I did not want to finish this book, because I knew I’d then have to write a review, and I don’t know if I can do Between the World and Me justice.
This short National Book Award winner from 2015 by Ta-Nehisi Coates is a three-part letter to the author’s (then) 15-year-old son, Samori Coates. It was written shortly after the killer of Michael Brown was acquitted, inspired by his son’s reaction to the injustice, and is Coates’s paean and lament about the truths of being Black in America.
If you’ve paid any attention to politics, pop culture, the media, or writing over the past decade, I don’t think Between the World and Me is going to tell you anything new. But whether you “know this already” is beside the point. For such a short book, Coates manages to cover a wide array of theses and themes, and he makes the reader not just understand but feel the way fear transmutes to rage, the way trauma ripples across the generations, the way everyone, in one way or another, struggles in relation to that invented ideal of The Dream, even if that Dream might be different in France than in America. What is the Dream?
The Dream thrives on generalization, on limiting the number of possible questions, on privileging immediate answers. The Dream is the enemy of all art, courageous thinking, and honest writing.

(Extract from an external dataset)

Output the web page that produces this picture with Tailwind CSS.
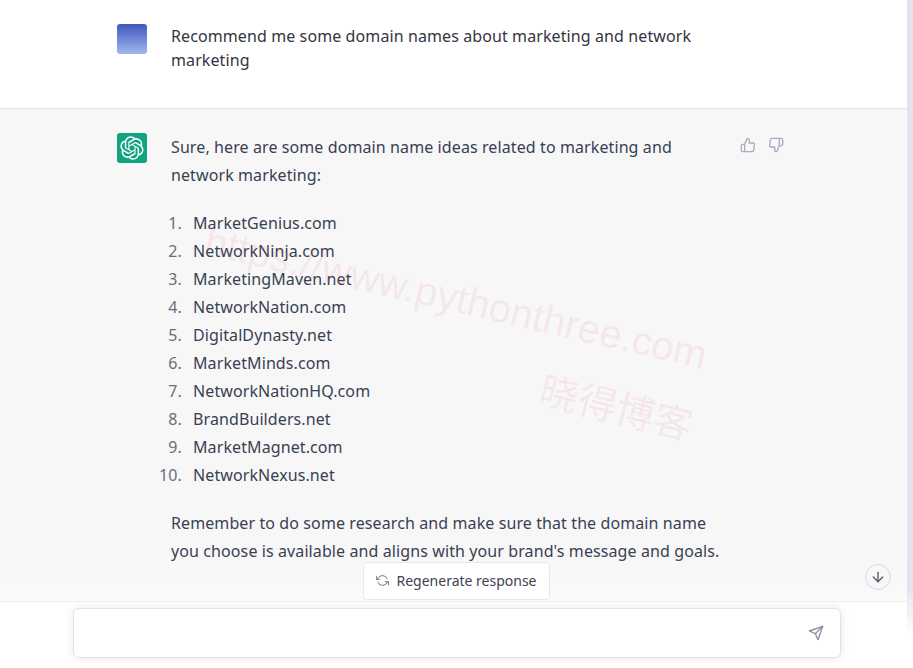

The Dream is what is expected, what is given authority, what is given importance and value, and The Dream ignores the why and the how. I almost feel like in attempting to explain what Coates means by The Dream, I am taking something ineffable and making it ordinary, and I am not talking about The Dream itself.
Another prominent theme of Between the World and Me is The Body. What does your body mean to you? Do you think about it often? Do you feel the way it relates to the world? How the world relates to it? Coates talks about the body, and the plunder of it, so much. I come to this book as a Jewish, White, Canadian, upper-middle class woman, and so I have experienced this world through the lenses of class and racial privilege that I can easily take for granted. I have also moved through the world in a female body, which Coates mentions as a thing his wife will have to navigate that he and his son do not. I know that my experiences are different and that I have, through ignorance or laziness or existence in this society as it is, fell victim to the Dream and done damage to others. I want to do better. This book does not tell you how to do better. It’s not for that. Does that mean this book is not for you? In some ways, of course. This book is for Coates, for his son, for people who need it. In others, not at all. Not even Coates’s son is going to live in the same world he experiences, but we can experience the wisdom derived from it, can bear witness to the damage caused by it. If you want to know what you can do about it, there are other books for that.
He also talks about education and schooling, about mass incarceration, about clashing philosophies, and about religion and the lack of it. And it all is woven together so perfectly. I suppose if I had one complaint: near the end of the third part, Coates moves briefly from the specific plunder of the Black body in service of the American dream and broadens the scope to the plunder of the planet in service of White capitalism, and while it’s as beautifully and precisely written as the rest of the book, it felt a bit tacked on to the main thesis. Like, I think Coates could write a whole ‘nother book on that topic, not just three pages at the end of this one.
Ta-Nehisi Coates is a MacArthur Fellow whose most recent writing has been for the Black Panther comic books series, so it’s not as though this is news, but Between the World and Me is incredible. It’s the sort of book that reminds me how transportive language can be – it’s prose that’s like poetry, that carries you away with the force of the words. I’ve been reading so many books where characters or plot or setting are the focus, or conversational pop culture-style essays and memoirs, that I almost forgot what prose itself can do. Like it says on the cover, “This is required reading.”